The course contents draw primarily on the textbook Mastering medical terminology: Australia and New Zealand (3rd ed., S. Walker, M. Wood, J Nicol, Elsevier: Chatswood, 2021), with each course module covering one chapter. The course outline is presented on AUT’s Canvas platform which provides the order in which each module is to be completed, resources such as online access to the textbook and medical dictionaries, a forum for discussion with other students and course tutors, and the assessments that must be completed in order to pass the course. While the textbook is available on Canvas, I can highly recommend buying a physical copy. The textbook contains copious exercises in each chapter which really assist in getting newly learnt knowledge to stick in your brain. The detailed glossaries of word elements and medical terms plus the lists of abbreviations and reference values for lab tests have continued to be a valuable resource for me after completing the course.
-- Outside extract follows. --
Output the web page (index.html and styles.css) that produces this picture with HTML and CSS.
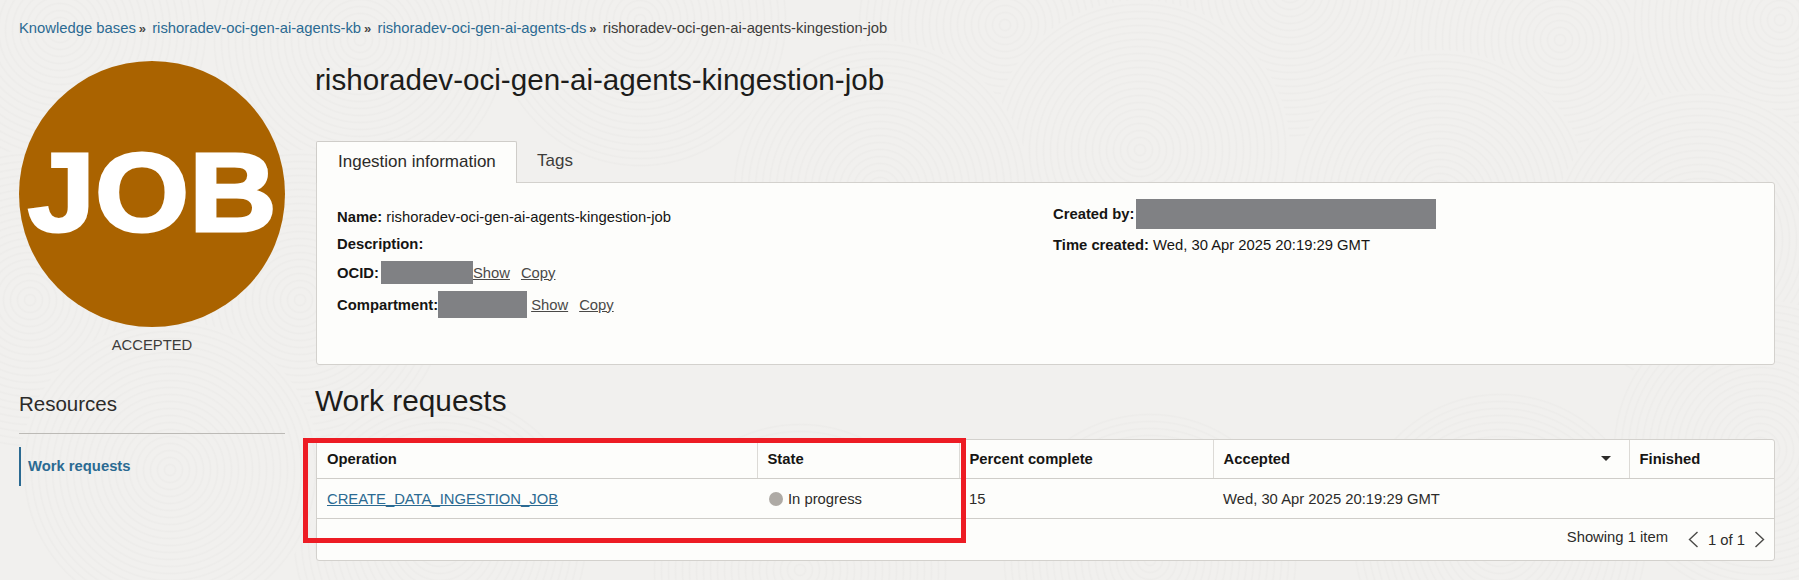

As this is a self-directed distance-learning course, no attendance at lectures is required and all studying is done at your own pace. However, the course is divided into four sections, each of which must be completed by doing a multiple-choice assessment before you can move on to the next section. The entire course must be completed within seven months and the individual assessments also have specific deadlines. I certainly found this useful – it’s very easy to start something with great enthusiasm and then lose energy. Having assessment deadlines spread across the period helped me to maintain focus.

In my opinion, pretty much anyone who works in the field of medical translation or interpreting would benefit from this course, although with a couple of provisos. Firstly, this style of learning is not for everyone. I was comfortable studying in my own time but anyone who prefers a more structured programme, wants to interact with their fellow students, or would rather ask questions of their tutor and get an immediate response might struggle. I personally didn’t need to email the course tutors and while they were also theoretically available in the discussion forum, the forum wasn’t used it at all during my course so I can’t comment on how responsive they are. Secondly, the course is probably more suited to someone who already has a basic understanding of medical terminology as the sheer volume of new content might be daunting for a complete novice. Overall, however, I can say that I now approach medical terminology with more confidence and frequently draw on the additional knowledge I’ve acquired. By having an understanding of the individual components of a term, I save time when translating as I need to research fewer words.

I am grateful to NZSTI for assistance with the course fees via their training subsidy scheme, which is available to NZSTI members. The AUT course will run twice in 2024, with entries in March and May, so I recommend finding out more if you think this course could be helpful to you.


*arthr/o = joint, -osis = abnormal condition, -itis = inflammation: therefore, arthrosis is an abnormal condition of a joint while arthritis is inflammation of a joint. Similarly, gastr/o = stomach, -ectomy = surgical removal, - tomy = incision: so gastrectomy is removal of the stomach while gastrotomy is an incision into the stomach. Now you know!